Stored items from a collection:
──────

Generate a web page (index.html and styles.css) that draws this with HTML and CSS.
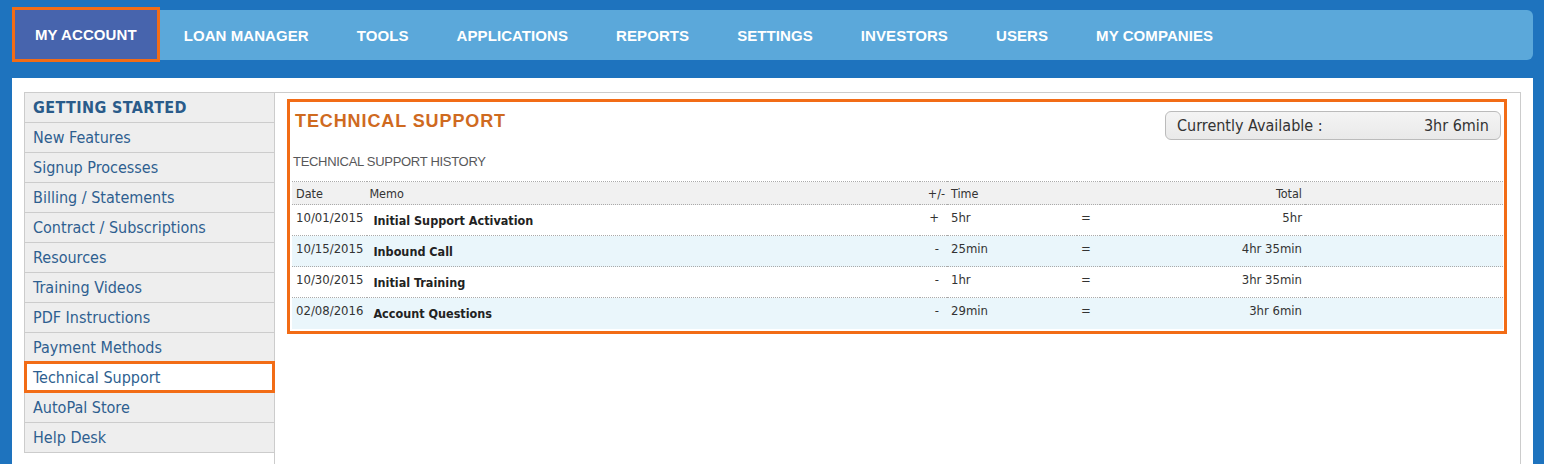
FILE: index.html
```html
<!DOCTYPE html>
<html>

<head>
    <title>My Account - Technical Support</title>
    <link rel="stylesheet" href="styles.css">
</head>

<body>

    <div class="topnav">
        <a href="#" class="navitem active">MY ACCOUNT</a>
        <a href="#" class="navitem">LOAN MANAGER</a>
        <a href="#" class="navitem">TOOLS</a>
        <a href="#" class="navitem">APPLICATIONS</a>
        <a href="#" class="navitem">REPORTS</a>
        <a href="#" class="navitem">SETTINGS</a>
        <a href="#" class="navitem">INVESTORS</a>
        <a href="#" class="navitem">USERS</a>
        <a href="#" class="navitem">MY COMPANIES</a>
    </div>

    <div class="page">
        <div class="sidebar">
            <div class="sideHead">GETTING STARTED</div>
            <a href="#" class="sideItem">New Features</a>
            <a href="#" class="sideItem">Signup Processes</a>
            <a href="#" class="sideItem">Billing / Statements</a>
            <a href="#" class="sideItem">Contract / Subscriptions</a>
            <a href="#" class="sideItem">Resources</a>
            <a href="#" class="sideItem">Training Videos</a>
            <a href="#" class="sideItem">PDF Instructions</a>
            <a href="#" class="sideItem">Payment Methods</a>
            <a href="#" class="sideItem current">Technical Support</a>
            <a href="#" class="sideItem">AutoPal Store</a>
            <a href="#" class="sideItem">Help Desk</a>
        </div>

        <div class="panel">
            <div class="supportBox">
                <div class="supportTop">
                    <h1 class="supportTitle">TECHNICAL SUPPORT</h1>
                    <div class="available">
                        <span>Currently Available :</span>
                        <span>3hr 6min</span>
                    </div>
                </div>

                <h3 class="historyTitle">TECHNICAL SUPPORT HISTORY</h3>

                <table class="history">
                    <colgroup>
                        <col class="cDate">
                        <col>
                        <col class="cSign">
                        <col class="cTime">
                        <col class="cEq">
                        <col class="cTotal">
                        <col class="cRest">
                    </colgroup>
                    <tr class="headRow">
                        <th>Date</th>
                        <th class="memoHead">Memo</th>
                        <th class="sign">+/-</th>
                        <th>Time</th>
                        <th></th>
                        <th class="total">Total</th>
                        <th></th>
                    </tr>
                    <tr>
                        <td>10/01/2015</td>
                        <td class="memo">Initial Support Activation</td>
                        <td class="sign">+</td>
                        <td>5hr</td>
                        <td class="eq">=</td>
                        <td class="total">5hr</td>
                        <td></td>
                    </tr>
                    <tr class="alt">
                        <td>10/15/2015</td>
                        <td class="memo">Inbound Call</td>
                        <td class="sign">-</td>
                        <td>25min</td>
                        <td class="eq">=</td>
                        <td class="total">4hr 35min</td>
                        <td></td>
                    </tr>
                    <tr>
                        <td>10/30/2015</td>
                        <td class="memo">Initial Training</td>
                        <td class="sign">-</td>
                        <td>1hr</td>
                        <td class="eq">=</td>
                        <td class="total">3hr 35min</td>
                        <td></td>
                    </tr>
                    <tr class="alt">
                        <td>02/08/2016</td>
                        <td class="memo">Account Questions</td>
                        <td class="sign">-</td>
                        <td>29min</td>
                        <td class="eq">=</td>
                        <td class="total">3hr 6min</td>
                        <td></td>
                    </tr>
                </table>
            </div>
        </div>
    </div>

</body>

</html>
```

FILE: styles.css
```css
* {
    box-sizing: border-box
}

body {
    margin: 0;
    background-color: #1e73be;
    font-family: "DejaVu Sans Condensed", "DejaVu Sans", sans-serif;
    font-stretch: condensed;
    color: #333;
}

a {
    text-decoration: none;
}

/* top menu */
.topnav {
    display: flex;
    align-items: center;
    height: 50px;
    margin: 10px 11px 0 12px;
    background-color: #5ba8da;
    border-radius: 0 6px 6px 0;
}

.navitem {
    display: flex;
    align-items: center;
    height: 50px;
    padding: 0 24px;
    color: #fff;
    font-family: "Liberation Sans", Arial, sans-serif;
    font-stretch: normal;
    font-weight: bold;
    font-size: 15px;
    letter-spacing: 0.08px;
}

.navitem.active {
    height: 55px;
    margin: -1px 0 0 0;
    padding: 0 20px;
    background-color: #4764ad;
    border: 3px solid #f26c16;
}

/* page body */
.page {
    display: flex;
    min-height: 400px;
    margin: 18px 11px 0 12px;
    padding: 14px 12px 0 12px;
    background-color: #fff;
}

.sidebar {
    width: 250px;
    align-self: flex-start;
    background-color: #eee;
    border: 1px solid #ccc;
    border-right: none;
    border-bottom: none;
}

.sideHead,
.sideItem {
    display: flex;
    align-items: center;
    height: 30px;
    padding: 0 8px;
    border-bottom: 1px solid #ccc;
    color: #2e5f90;
    font-size: 16px;
}

.sideHead {
    font-weight: bold;
    color: #2a5b8a;
    letter-spacing: 0.4px;
}

.sideItem.current {
    position: relative;
    height: 32px;
    margin: -2px -1px 0 -1px;
    padding: 0 6px;
    background-color: #fff;
    border: 3px solid #f26c16;
}

.panel {
    flex: 1;
    padding: 6px 13px 0 12px;
    border-top: 1px solid #ccc;
    border-left: 1px solid #ccc;
    border-right: 1px solid #ccc;
}

.supportBox {
    padding: 0 1px 2px 2px;
    border: 3px solid #f26c16;
}

.supportTop {
    display: flex;
    justify-content: space-between;
    align-items: flex-start;
}

.supportTitle {
    margin: 9px 0 0 3px;
    color: #cf6a1f;
    font-family: "Liberation Sans", Arial, sans-serif;
    font-stretch: normal;
    font-size: 18px;
    letter-spacing: 0.9px;
}

.available {
    display: flex;
    justify-content: space-between;
    width: 336px;
    height: 29px;
    margin: 9px 2px 0 0;
    padding: 4px 11px 0 11px;
    background: linear-gradient(#f4f4f4, #e9e9e9);
    border: 1px solid #bbb;
    border-radius: 6px;
    font-size: 16px;
    color: #333;
}

.historyTitle {
    margin: 14px 0 12px 1px;
    color: #58585a;
    font-family: "Liberation Sans", Arial, sans-serif;
    font-stretch: normal;
    font-weight: normal;
    font-size: 13px;
    letter-spacing: -0.3px;
}

.history {
    width: 100%;
    border-collapse: collapse;
    font-size: 13px;
}

.cDate {
    width: 71px;
}

.cSign {
    width: 27px;
}

.cTime {
    width: 130px;
}

.cEq {
    width: 23px;
}

.cTotal {
    width: 205px;
}

.cRest {
    width: 198px;
}

.history th {
    height: 23px;
    padding: 0 4px;
    background-color: #f1f1f1;
    border-top: 1px dotted #aaa;
    border-bottom: 1px dotted #aaa;
    font-weight: normal;
    font-size: 12.5px;
    text-align: left;
}

.history th.memoHead {
    padding-left: 2px;
}

.history td {
    height: 31px;
    padding: 5px 4px 0 4px;
    vertical-align: top;
    border-bottom: 1px dotted #aaa;
}

.history tr:last-child td {
    border-bottom: none;
}

.history .alt td {
    background-color: #eaf6fb;
}

.history .memo {
    padding: 8px 4px 0 6px;
    font-weight: bold;
    font-size: 12.5px;
    color: #222;
}

.history .sign {
    padding-right: 8px;
    text-align: right;
}

.history th.sign {
    padding-right: 2px;
}

.history .eq {
    text-align: left;
}

.history .total {
    padding-right: 3px;
    text-align: right;
}
```
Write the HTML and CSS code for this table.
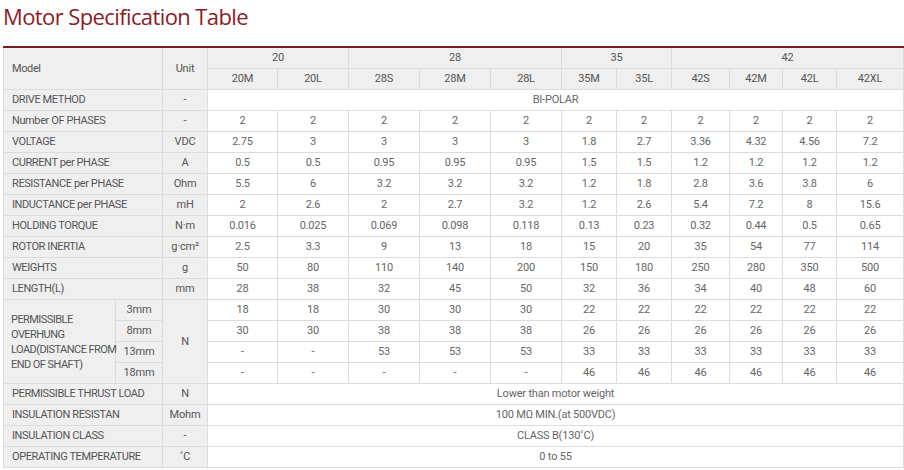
FILE: index.html
```html
<!DOCTYPE html>
<html>
<head>
<meta charset="utf-8">
<link rel="stylesheet" href="styles.css">
</head>
<body>
<div class="page">
  <h1 class="title">Motor Specification Table</h1>
  <table class="spec">
    <colgroup>
      <col class="c-label"><col class="c-sub"><col class="c-unit">
      <col class="c70"><col class="c71"><col class="c71"><col class="c71"><col class="c71">
      <col class="c55"><col class="c55"><col class="c58"><col class="c53"><col class="c54"><col class="c67">
    </colgroup>
    <thead>
      <tr class="h1">
        <th class="lab" colspan="2" rowspan="2">Model</th>
        <th class="unit" rowspan="2">Unit</th>
        <th colspan="2">20</th>
        <th colspan="3">28</th>
        <th colspan="2">35</th>
        <th colspan="4">42</th>
      </tr>
      <tr class="h2">
        <th>20M</th><th>20L</th><th>28S</th><th>28M</th><th>28L</th><th>35M</th><th>35L</th><th>42S</th><th>42M</th><th>42L</th><th>42XL</th>
      </tr>
    </thead>
    <tbody>
      <tr><th class="lab" colspan="2">DRIVE METHOD</th><th class="unit">-</th><td colspan="11">BI-POLAR</td></tr>
      <tr><th class="lab" colspan="2">Number OF PHASES</th><th class="unit">-</th><td>2</td><td>2</td><td>2</td><td>2</td><td>2</td><td>2</td><td>2</td><td>2</td><td>2</td><td>2</td><td>2</td></tr>
      <tr><th class="lab" colspan="2">VOLTAGE</th><th class="unit">VDC</th><td>2.75</td><td>3</td><td>3</td><td>3</td><td>3</td><td>1.8</td><td>2.7</td><td>3.36</td><td>4.32</td><td>4.56</td><td>7.2</td></tr>
      <tr><th class="lab" colspan="2">CURRENT per PHASE</th><th class="unit">A</th><td>0.5</td><td>0.5</td><td>0.95</td><td>0.95</td><td>0.95</td><td>1.5</td><td>1.5</td><td>1.2</td><td>1.2</td><td>1.2</td><td>1.2</td></tr>
      <tr><th class="lab" colspan="2">RESISTANCE per PHASE</th><th class="unit">Ohm</th><td>5.5</td><td>6</td><td>3.2</td><td>3.2</td><td>3.2</td><td>1.2</td><td>1.8</td><td>2.8</td><td>3.6</td><td>3.8</td><td>6</td></tr>
      <tr><th class="lab" colspan="2">INDUCTANCE per PHASE</th><th class="unit">mH</th><td>2</td><td>2.6</td><td>2</td><td>2.7</td><td>3.2</td><td>1.2</td><td>2.6</td><td>5.4</td><td>7.2</td><td>8</td><td>15.6</td></tr>
      <tr><th class="lab" colspan="2">HOLDING TORQUE</th><th class="unit">N·m</th><td>0.016</td><td>0.025</td><td>0.069</td><td>0.098</td><td>0.118</td><td>0.13</td><td>0.23</td><td>0.32</td><td>0.44</td><td>0.5</td><td>0.65</td></tr>
      <tr><th class="lab" colspan="2">ROTOR INERTIA</th><th class="unit">g·cm²</th><td>2.5</td><td>3.3</td><td>9</td><td>13</td><td>18</td><td>15</td><td>20</td><td>35</td><td>54</td><td>77</td><td>114</td></tr>
      <tr><th class="lab" colspan="2">WEIGHTS</th><th class="unit">g</th><td>50</td><td>80</td><td>110</td><td>140</td><td>200</td><td>150</td><td>180</td><td>250</td><td>280</td><td>350</td><td>500</td></tr>
      <tr><th class="lab" colspan="2">LENGTH(L)</th><th class="unit">mm</th><td>28</td><td>38</td><td>32</td><td>45</td><td>50</td><td>32</td><td>36</td><td>34</td><td>40</td><td>48</td><td>60</td></tr>
      <tr><th class="lab multi" rowspan="4">PERMISSIBLE<br>OVERHUNG<br>LOAD(DISTANCE FROM<br>END OF SHAFT)</th><th class="sub">3mm</th><th class="unit" rowspan="4">N</th><td>18</td><td>18</td><td>30</td><td>30</td><td>30</td><td>22</td><td>22</td><td>22</td><td>22</td><td>22</td><td>22</td></tr>
      <tr><th class="sub">8mm</th><td>30</td><td>30</td><td>38</td><td>38</td><td>38</td><td>26</td><td>26</td><td>26</td><td>26</td><td>26</td><td>26</td></tr>
      <tr><th class="sub">13mm</th><td>-</td><td>-</td><td>53</td><td>53</td><td>53</td><td>33</td><td>33</td><td>33</td><td>33</td><td>33</td><td>33</td></tr>
      <tr><th class="sub">18mm</th><td>-</td><td>-</td><td>-</td><td>-</td><td>-</td><td>46</td><td>46</td><td>46</td><td>46</td><td>46</td><td>46</td></tr>
      <tr><th class="lab" colspan="2">PERMISSIBLE THRUST LOAD</th><th class="unit">N</th><td colspan="11">Lower than motor weight</td></tr>
      <tr><th class="lab" colspan="2">INSULATION RESISTAN</th><th class="unit">Mohm</th><td colspan="11">100 MΩ MIN.(at 500VDC)</td></tr>
      <tr><th class="lab" colspan="2">INSULATION CLASS</th><th class="unit">-</th><td colspan="11">CLASS B(130˚C)</td></tr>
      <tr><th class="lab" colspan="2">OPERATING TEMPERATURE</th><th class="unit">˚C</th><td colspan="11">0 to 55</td></tr>
    </tbody>
  </table>
</div>
</body>
</html>
```
FILE: styles.css
```css
html, body {
  margin: 0;
  padding: 0;
  background: #ffffff;
}
.page {
  padding: 0 1px 0 3px;
}
.title {
  margin: 0;
  padding-top: 1px;
  height: 46px;
  box-sizing: border-box;
  font-family: "Open Sans", "Liberation Sans", sans-serif;
  font-weight: 500;
  font-size: 22px;
  line-height: 30px;
  color: #8c1c25;
  letter-spacing: -0.6px;
}
.spec {
  width: 900px;
  table-layout: fixed;
  border-collapse: collapse;
  border-top: 2px solid #7a1a21;
  font-family: Roboto, "Liberation Sans", sans-serif;
  font-size: 11px;
  color: #555555;
}
.c-label { width: 112px; }
.c-sub { width: 47px; }
.c-unit { width: 45px; }
.c70 { width: 70px; }
.c71 { width: 71px; }
.c55 { width: 55px; }
.c58 { width: 58px; }
.c53 { width: 53px; }
.c54 { width: 54px; }
.c67 { width: 67px; }
.spec th, .spec td {
  border: 1px solid #dcdcdc;
  padding: 0;
  height: 20px;
  line-height: 14px;
  text-align: center;
  font-weight: 400;
  vertical-align: middle;
  white-space: nowrap;
  letter-spacing: -0.2px;
}
.spec thead th {
  background: #efefef;
}
.spec tr.h1 th {
  height: 20px;
}
.spec tbody th {
  background: #efefef;
}
.spec td {
  background: #ffffff;
  color: #666666;
}
.spec th.lab {
  text-align: left;
  padding-left: 8px;
  letter-spacing: -0.4px;
}
.spec th.multi {
  padding-left: 7px;
  line-height: 15px;
  letter-spacing: -0.55px;
}
```
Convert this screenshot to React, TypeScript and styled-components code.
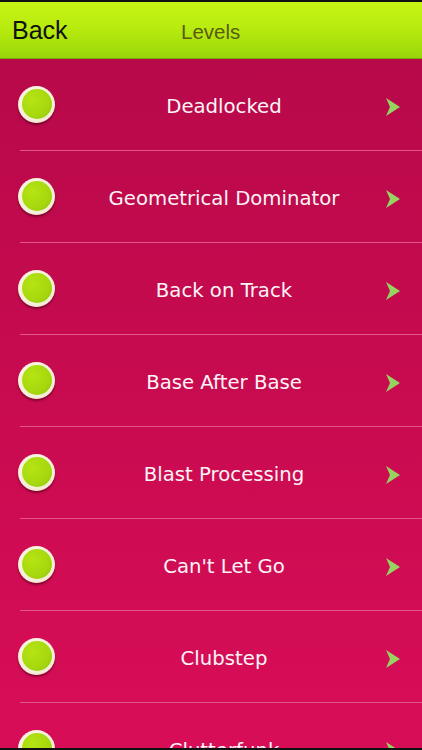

──────

WHAT TO WORK ON: Write down only how many lines in the listing contain the word "code".

RESULT FOR THIS EXERCISE: 2